J-Power's Oma nuclear project has been on hold since the March 2011 disaster.

     "I hope the Oma plant will be put online as soon as possible, but I wonder when it will happen," said Mitsuharu Kanazawa, Oma's mayor.

     He is not alone in wanting to see Japan return to nuclear generation. Since reactors emit no carbon dioxide, the central government seems to see them as "magic wands" for lowering electricity costs and reducing greenhouse gas output. 

     But safety fears run deep among the public. And reactors must undergo rigorous examinations by the Nuclear Regulation Authority before they can be switched on.

     If Japan is to have any hope of achieving the 20-22% nuclear power ratio, it will need to restart the bulk of its idle reactors. Prior to the Fukushima disaster, the country had 54 such units running. Eleven, including six at the stricken Fukushima plant of Tokyo-area utility Tepco, are to be decommissioned.

     In addition, there are safety concerns about roughly 10 other reactors, due to the existence of active seismic faults nearby, utilities' failure to meet the latest screening standards and other reasons. 

     In mid-May, the nuclear watchdog's panel of experts inspected Hokuriku Electric Power's Shika nuclear power station in Ishikawa Prefecture, on the Sea of Japan coast. They said faults running beneath the reactors may be active, casting doubt on the plant's future.

     The regulator stresses that its job is to ensure power plants are safe -- not to clear a path to the government's goals. "The energy mix has nothing to do with us," said Shunichi Tanaka, the watchdog's chairman.

     These question marks mean Japan may have to consider another, perhaps even more controversial option alongside restarts -- building brand new nuclear facilities. 

    "Unless Japan openly discusses the need to build new nuclear power plants, it will be all but impossible to raise the ratio up to [even] 15%," said Takeo Kikkawa, a professor at the Tokyo University of Science who specializes in energy policy and was involved in charting the government's energy policy.

Stopgaps

In the meantime, electric utilities have had no choice but to turn to aging thermal plants. But these generators burn fossil fuels, resulting in extra costs and bigger environmental footprints.

     In Wakayama Prefecture, Kansai Electric Power's Kainan power station is more than 40 years old. Rust is easy to spot. The control room is filled with old-fashioned equipment. "Operations here have yet to be automated," said Fumihiro Kamatani, who manages the facility. "We rely on our experienced engineers to do everything manually -- all 200 or so procedures."

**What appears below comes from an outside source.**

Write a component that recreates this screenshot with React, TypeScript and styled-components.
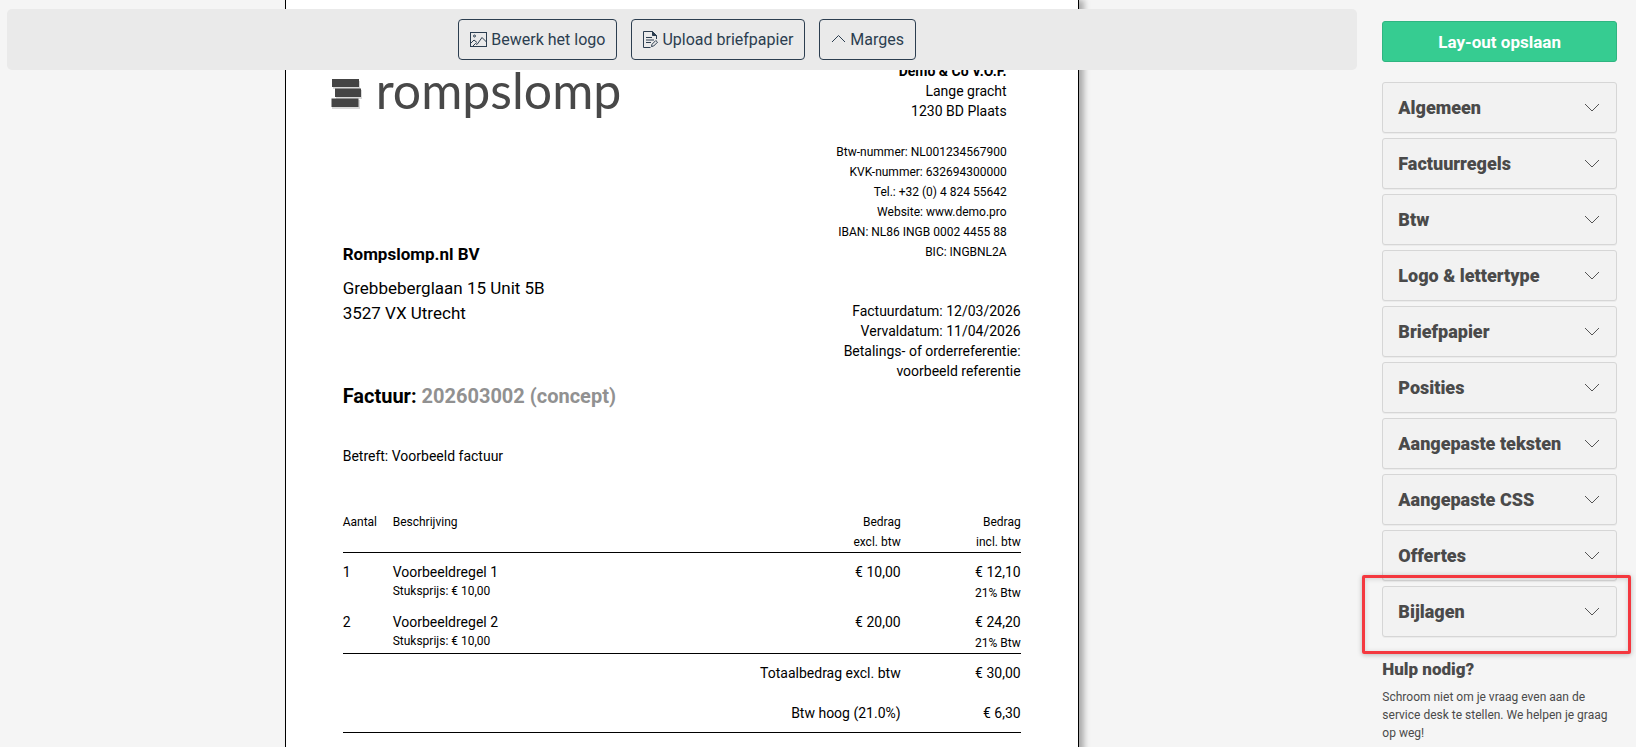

     The No. 2 generator was taken offline in 2001. But following the nuclear shutdowns, Kansai Electric decided to bring it back due to the risk of summertime power shortages. This is just a stopgap, however -- not a long-term solution.

     All of this makes it essential for Japan to progress on the renewables front. But is it realistic to expect a 12-14 percentage point increase in the ratio by 2030?

     Geothermal power could at least bring the country closer to that goal.

     While touring reconstruction projects in Fukushima, Prime Minister Shinzo Abe on May 31 visited a geothermal power station in the town of Yanaizu. "We need to capitalize on geothermal's huge potential," he said.

     The government is seeking to harness not only underground heat but also wind and biomass.

     In the Hokkaido city of Mombetsu, Sumitomo Forestry plans to launch by the end of 2016 a biomass power plant that uses discarded wood chips as fuel. The facility will have an output capacity of 50,000kW, making it one of the nation's largest biomass facilities.

     Major trading house Mitsui & Co. and other companies intend to push ahead with similar projects in Hokkaido.